His contribution to society started years ago with a soup kitchen that he initiated in the informal settlement of Ombili. “When I plant a tree I want to change people’s lives for the better so they too can make a difference in the lives of others. I believe in humanity,” he says.

He has over the years managed to convince several corporate entities and individuals to invest in improving the lives of the less privileged. Many have since come on board to make their contributions – big and small.

Our conversation is not without constant interruptions though, as the well-loved Kapepo is frequently greeted by passersby. “When people like what you do they fall in love with you. I inspire corporate organisations to plough back to society,” he says.

It is obvious the presence of the man, who is now regarded as a legend of change, is felt by many people in the community.

During the interview, Kapepo – a seemingly amiable person – stops to hand a few dollars and pieces of meat to some of those who pass by and stop to greet him.

Kapepo, whose mantra is “God for Kapepo and Kapepo for the people,” has tattoos on both arms. “Would you care to explain the motive behind the tattoos?” I ask.

Psalm 23, he explains, is his favourite biblical scripture, as it reminds him not to be fearful of anything. The ‘light of the world’ tattoo he says is just to demonstrate that he is a light that shines bright among the residents of Ombili.
The other tattoo, which has the dates of the birth and death of his second child, Pombili, is a constant reminder of his tragic loss. Pombili was just a toddler when she died in 2012. Like any parent faced with a death of a child, Kapepo says it was not easy to bear. “She died in my arms, holding on to my chain,” he explained. The tattoo “is just for me to heal”.

Not long after that, the father of three was blessed with twins. “Life is full of challenges, but we don’t need to give up,” says Kapepo, who also won a Jet Store community award in 2010 for his activism.

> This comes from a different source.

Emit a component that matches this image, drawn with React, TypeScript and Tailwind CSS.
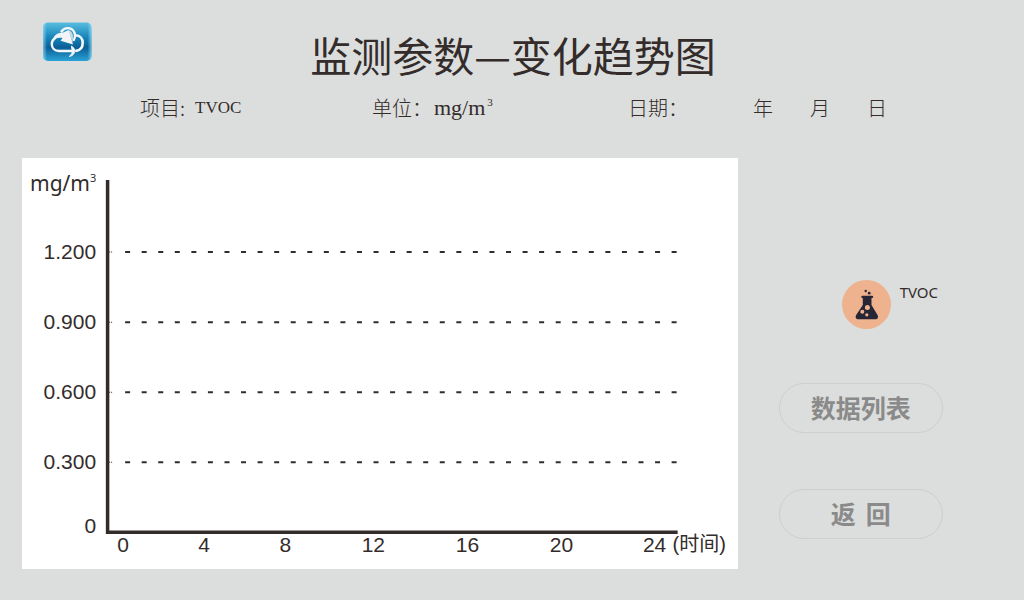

But what inspires Kapepo to continue with his work in the community?

“The hood made me. I’m inspired by the hood, because here I’m closer to people. That is why I understand them. I live among these people and the good thing is that I’m learning and equipped by these people,” he explains.

“This is where I get my ideas from. Most successful people in the world were from the hood. It’s good to live a simple life, because you live with the people. I prefer to live like this. Maybe one day I will change. If you live in Klein Windhoek you don’t have access to people and that also means you’re not learning about people.”

Kapepo does not dream of owning a car or house anytime soon, although he can now afford to live comfortably. What matters most to him is the joy of having fed, clothed and loved people, he says.

“People were also there for me when I did not have anything,” Kapepo recalled. Anyone can contribute positively to humanity, he believes: “People should be who they are. When they fall, they should get up and fix what is broken.”

Also, people should desist from labelling others and mocking their upbringing. Instead, they should encourage one another to become better people. “Namibia was not liberated by educated minds, but by people who understood what life is all about,” he says.